-- Start Collected data --
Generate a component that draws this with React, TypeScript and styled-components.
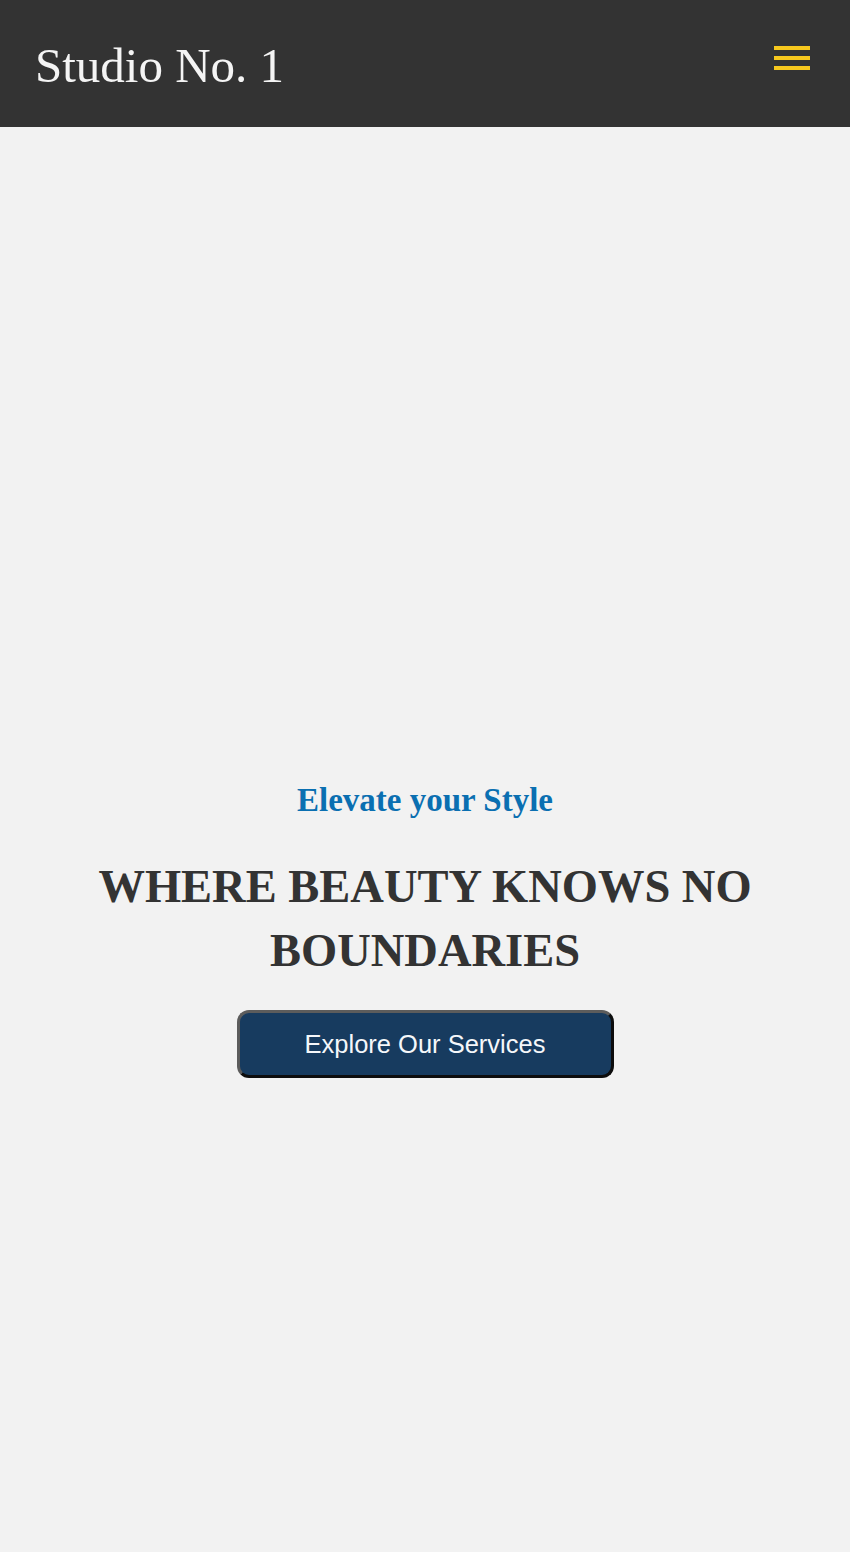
import * as React from 'react'
import styled, { createGlobalStyle } from 'styled-components'

const GlobalStyle = createGlobalStyle`
  * {
    box-sizing: border-box;
  }
  body {
    margin: 0;
    background: #f2f2f2;
    font-family: 'Liberation Serif', 'Times New Roman', serif;
  }
`

const Header = styled.header`
  height: 127px;
  background: #333333;
  display: flex;
  align-items: center;
  justify-content: space-between;
  padding: 0 40px 0 35px;
`

const Logo = styled.h1`
  margin: 0;
  font-family: 'Liberation Serif', 'Times New Roman', serif;
  font-weight: 400;
  font-size: 49px;
  line-height: 1;
  color: #f4f4f4;
  padding-top: 4px;
`

const MenuButton = styled.button`
  width: 36px;
  height: 24px;
  padding: 0;
  border: none;
  background: none;
  display: flex;
  flex-direction: column;
  justify-content: space-between;
  cursor: pointer;
  margin-top: -12px;
`

const MenuBar = styled.span`
  display: block;
  height: 4px;
  width: 100%;
  background: #f7c81e;
`

const Hero = styled.section`
  min-height: calc(100vh - 127px);
  display: flex;
  flex-direction: column;
  align-items: center;
  text-align: center;
  padding: 653px 20px 0;
`

const Tagline = styled.h2`
  margin: 0;
  font-size: 33px;
  line-height: 40px;
  font-weight: 700;
  color: #0a6fb1;
`

const Title = styled.h3`
  margin: 35px 0 0;
  font-size: 46.5px;
  line-height: 64px;
  font-weight: 700;
  color: #333333;
  max-width: 700px;
`

const CtaButton = styled.button`
  margin-top: 27px;
  width: 377px;
  height: 68px;
  border-radius: 12px;
  border: 3px solid;
  border-color: #5c5c5c #0d0d0d #0d0d0d #5c5c5c;
  background: #173b5f;
  color: #f5f7fa;
  font-family: 'Liberation Sans', Arial, sans-serif;
  font-size: 25.5px;
  cursor: pointer;
`

export default function App() {
  return (
    <>
      <GlobalStyle />
      <Header>
        <Logo>Studio No. 1</Logo>
        <MenuButton aria-label="Menu">
          <MenuBar />
          <MenuBar />
          <MenuBar />
        </MenuButton>
      </Header>
      <Hero>
        <Tagline>Elevate your Style</Tagline>
        <Title>WHERE BEAUTY KNOWS NO BOUNDARIES</Title>
        <CtaButton>Explore Our Services</CtaButton>
      </Hero>
    </>
  )
}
-- End Collected data --
** Written exercise **
Check each line of the data above for the word "components", then state how many lines have it. Give the number alone.

** The solution **
2